II - Litigando os réus com o benefício do apoio judiciário, na modalidade de dispensa de pagamento de honorários a patrono, não cumpre ponderar o prejuízo causado pelo eventual “pagamento de honorários” nos termos do art. 457º nº 1 a) do CPC.
III - Todos os demais prejuízos que seriam de ponderar, causados na esfera jurídica dos litigantes de boa fé, devem ser alegados em qualquer momento do processo, sem prejuízo de, na sentença, o juiz dever convidar as partes a alegar os factos necessários à contabilização desses prejuízos – art. 457º nº 2 do CPC.
IV - Não o tendo feito, pratica uma nulidade, a qual, se não reclamada em prazo, é objecto de sanação, não tendo mais o juiz possibilidade de preencher, com factos, os prejuízos conducentes à indemnização.
Reclamações:
Decisão Texto Integral: Acórdão do Tribunal da Relação do Porto

Os Factos
Recurso de agravo interposto na acção com processo comum e forma sumária nº…/05.8TBLSD, do .º Juízo da Comarca de Lousada.
Autores – B………. e mulher C………. .
Réus – D………. e mulher E………. .

Tese dos Autores
No ano de 1965, deram de arrendamento aos RR. um prédio urbano, situado no ………., da freguesia de .......... e concelho de Lousada, encontrando-se a renda hoje fixada em € 5.
Os RR. efectuaram no arrendado obras não autorizadas, tendo pintado o exterior da casa e calcetado um caminho; também efectuaram aí deteriorações consideráveis, já que destruíram um forno a lenha e uma lareira.
Tese dos Réus
Não apenas a casa já se encontrava pintada pelo exterior, quando aí foram residir, como há cerca de quarenta anos que os RR. repetem a prática de, pela altura da Páscoa, pintar a casa de azul.
O calcetamento do acesso traduziu-se numa mera obra de melhoramento.
O forno a lenha (que já se encontrava partido, à data do arrendamento) e a lareira caíram com o decurso dos anos.
Pedem a condenação dos AA. como litigantes de má fé em multa exemplar e indemnização a favor dos RR., esta a fixar em valor não inferior a € 3.000.

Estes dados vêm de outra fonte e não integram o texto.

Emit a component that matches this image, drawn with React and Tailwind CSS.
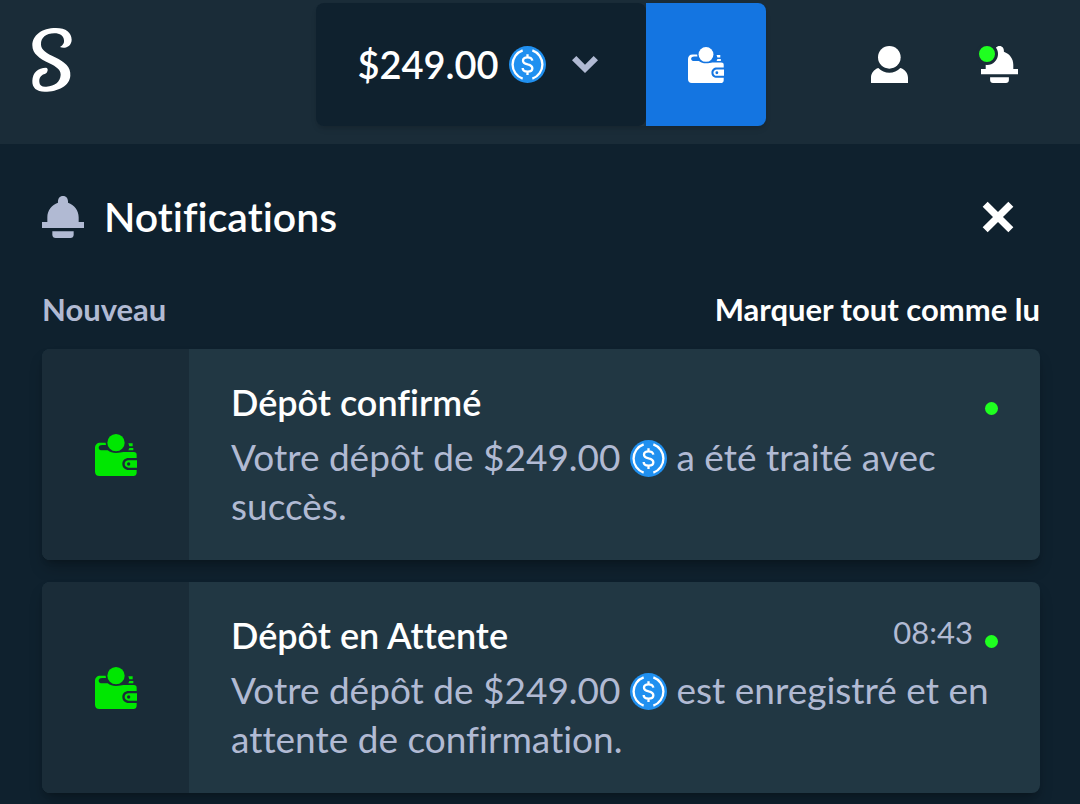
import React, { useState } from 'react';

const NOTIFICATIONS = [
  { id: 1, title: 'Dépôt confirmé', time: '', before: 'Votre dépôt de $249.00', after: 'a été traité avec succès.' },
  {
    id: 2,
    title: 'Dépôt en Attente',
    time: '08:43',
    before: 'Votre dépôt de $249.00',
    after: 'est enregistré et en attente de confirmation.',
  },
];

// --- ICONS ---
const Logo = () => (
  <svg viewBox="66 53 120 192" className="h-16 w-10 fill-current" aria-hidden="true">
    <path d="M150 110C160 104 163 98 162 90C161 76 150 69 133 69C108 69 92 82 93 103C94 120 110 128 135 141C165 156 183 170 181 196C179 226 145 244 104 244C80 244 66 232 67 211C68 187 84 172 108 172C115 173 114 182 110 187C106 191 103 190 98 193C90 198 87 205 88 215C89 226 96 230 109 229C135 227 151 214 152 193C152 178 140 170 118 159C88 145 67 130 67 105C67 75 95 53 138 53C168 53 185 67 185 88C185 107 166 117 150 110Z" />
  </svg>
);

const WalletIcon = ({ className }) => (
  <svg viewBox="0 0 126 126" className={className} fill="currentColor" aria-hidden="true">
    <circle cx="63" cy="26" r="26" />
    <path d="M100 28h13v9h-10zM103 42h12v7h-15z" />
    <path
      fillRule="evenodd"
      d="M16 26H32L33 33H22C14 33 11 37 11 41C11 46 15 49 22 49H38C45 55 53 57 63 57C73 57 80 54 85 54H116C122 54 125 57 125 62V72H101C90 72 82 79 82 90C82 101 90 108 101 108H125V116C125 122 121 126 115 126H13C5 126 0 121 0 113V42C0 32 6 26 16 26Z"
    />
    <path fillRule="evenodd" d="M126 79V101H101C94 101 89 96 89 90C89 84 94 79 101 79ZM101 85A5 5 0 1 0 101 95A5 5 0 1 0 101 85Z" />
  </svg>
);

const UserIcon = ({ className }) => (
  <svg viewBox="0 0 111 111" className={className} fill="currentColor" aria-hidden="true">
    <circle cx="55" cy="34" r="34" />
    <path d="M0 111V95C0 82 9 70 22 66A46 46 0 0 0 88 66C102 70 111 82 111 95V111Z" />
  </svg>
);

const BellIcon = ({ className }) => (
  <svg viewBox="0 0 126 126" className={className} fill="currentColor" aria-hidden="true">
    <path d="M0 78H16V64C16 43 29 27 48 20C47 8 53 0 63 0C73 0 79 8 78 20C97 27 110 43 110 64V78H126V96H0Z" />
    <path d="M31 106H95V116C95 122 91 126 85 126H41C35 126 31 122 31 116Z" />
  </svg>
);

const ChevronIcon = () => (
  <svg viewBox="0 0 78 51" className="h-[17px] w-[26px] text-[#b1bad3]" fill="currentColor" aria-hidden="true">
    <path d="M0 13L13 0L39 26L65 0L78 13L39 51Z" />
  </svg>
);

const CloseIcon = () => (
  <svg viewBox="0 0 96 96" className="size-8" fill="currentColor" aria-hidden="true">
    <path d="M2 17L17 2L48 33L79 2L94 17L63 48L94 79L79 94L48 63L17 94L2 79L33 48Z" />
  </svg>
);

const CoinIcon = ({ className }) => (
  <svg viewBox="0 0 111 111" className={className} aria-hidden="true">
    <circle cx="55.5" cy="55.5" r="55.5" fill="#2090f0" />
    <g fill="none" stroke="#fff" strokeWidth="7">
      <path d="M41 13A45 45 0 0 0 41 98M70 13A45 45 0 0 1 70 98" />
      <path d="M55.5 25V35M55.5 76V87M70 44C69 38 64 34 55.5 34C47 34 42 38 42 44C42 51 48 53 56 55C65 57 70 60 70 67C70 74 64 77 56 77C47 77 41 73 41 66" />
    </g>
  </svg>
);

const NotificationCard = ({ item, unread }) => (
  <li className="flex overflow-hidden rounded-lg bg-[#213743] shadow-lg shadow-black/25">
    <div className="flex w-[147px] shrink-0 items-center justify-center bg-[#1a2c38] text-[#00e701]">
      <WalletIcon className="size-[42px]" />
    </div>
    <div className="min-w-0 flex-1 pt-[29px] pr-[42px] pb-[30px] pl-[42px]">
      <div className="flex items-start justify-between">
        <h3 className="text-[36px] leading-[48px] font-semibold text-white">{item.title}</h3>
        <div className="flex items-start gap-3 text-[31px] leading-[42px]">
          {item.time && <time>{item.time}</time>}
          {unread && <span className="mt-6 size-[13px] rounded-full bg-[#1fff20]" />}
        </div>
      </div>
      <p className="mt-1.5 text-[37px] leading-[49px]">
        {item.before} <CoinIcon className="inline size-[37px] align-[-6px]" /> {item.after}
      </p>
    </div>
  </li>
);

export default function App() {
  const [open, setOpen] = useState(true);
  const [unread, setUnread] = useState(true);

  return (
    <div className="min-h-screen bg-[#0f212e] font-['Lato',sans-serif] text-[#b1bad3] [font-variant-ligatures:none]">
      {/* HEADER */}
      <header className="grid grid-cols-[1fr_auto_1fr] items-center bg-[#1a2c38] pt-[3px] pr-[30px] pb-[18px] pl-8 text-white">
        <a href="#" aria-label="Accueil" className="justify-self-start pb-2.5">
          <Logo />
        </a>
        <div className="flex h-[123px] rounded-lg shadow-md">
          <button className="flex items-center rounded-lg bg-[#0f212e] pr-12 pl-[41px] text-[38px] font-semibold">
            $249.00
            <CoinIcon className="mr-[26px] ml-2.5 size-[37px]" />
            <ChevronIcon />
          </button>
          <button aria-label="Portefeuille" className="flex w-[120px] items-center justify-center rounded-r-lg bg-[#1475e1]">
            <WalletIcon className="size-9" />
          </button>
        </div>
        <div className="flex items-center justify-end gap-[73px] pr-8">
          <button aria-label="Profil">
            <UserIcon className="size-[37px]" />
          </button>
          <button aria-label="Notifications" className="relative" onClick={() => setOpen(true)}>
            <BellIcon className="size-[37px]" />
            {unread && (
              <span className="absolute -top-[3px] -left-[5px] size-[22px] rounded-full border-[3px] border-[#1a2c38] bg-[#1fff20]" />
            )}
          </button>
        </div>
      </header>

      {/* NOTIFICATIONS */}
      {open && (
        <main className="pt-[49px] pr-10 pb-[11px] pl-[42px]">
          <div className="flex items-center justify-between pr-[26px]">
            <div className="flex items-center gap-5">
              <BellIcon className="size-[42px]" />
              <h2 className="text-[41px] leading-[48px] font-semibold text-white">Notifications</h2>
            </div>
            <button aria-label="Fermer" className="text-white" onClick={() => setOpen(false)}>
              <CloseIcon />
            </button>
          </div>
          <div className="mt-12 flex items-center justify-between text-[31px] leading-10 font-bold">
            <span>Nouveau</span>
            <button className="text-white" onClick={() => setUnread(false)}>
              Marquer tout comme lu
            </button>
          </div>
          <ul className="mt-5 flex flex-col gap-[22px]">
            {NOTIFICATIONS.map((item) => (
              <NotificationCard key={item.id} item={item} unread={unread} />
            ))}
          </ul>
        </main>
      )}
    </div>
  );
}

Não foi produzido articulado “Resposta”, ou outro requerimento, em matéria de má fé, e na fase anterior ao julgamento da causa.

Sentença
Na sentença proferida pela Mmª Juiz “a quo”, a acção foi julgada improcedente, e os RR. absolvidos do pedido.
Determinou-se mais que, “inclusive os Autores”, fossem notificados para, querendo, se pronunciarem sobre a alegada litigância de má fé.

Despacho Recorrido
Nada tendo as partes requerido, em matéria de má fé, para além do já alegado nos autos, a Mmª Juiz “a quo”, ao abrigo do disposto nos artºs 456º e 457º C.P.Civ., condenou os AA. na multa de € 500 e no pagamento aos RR. de uma indemnização no valor de € 3.000, valores considerados “justos e adequados à gravidade da conduta dos AA., à intensidade dolosa dessa conduta, ao valor e natureza da acção e à situação económica dos litigantes de má fé”.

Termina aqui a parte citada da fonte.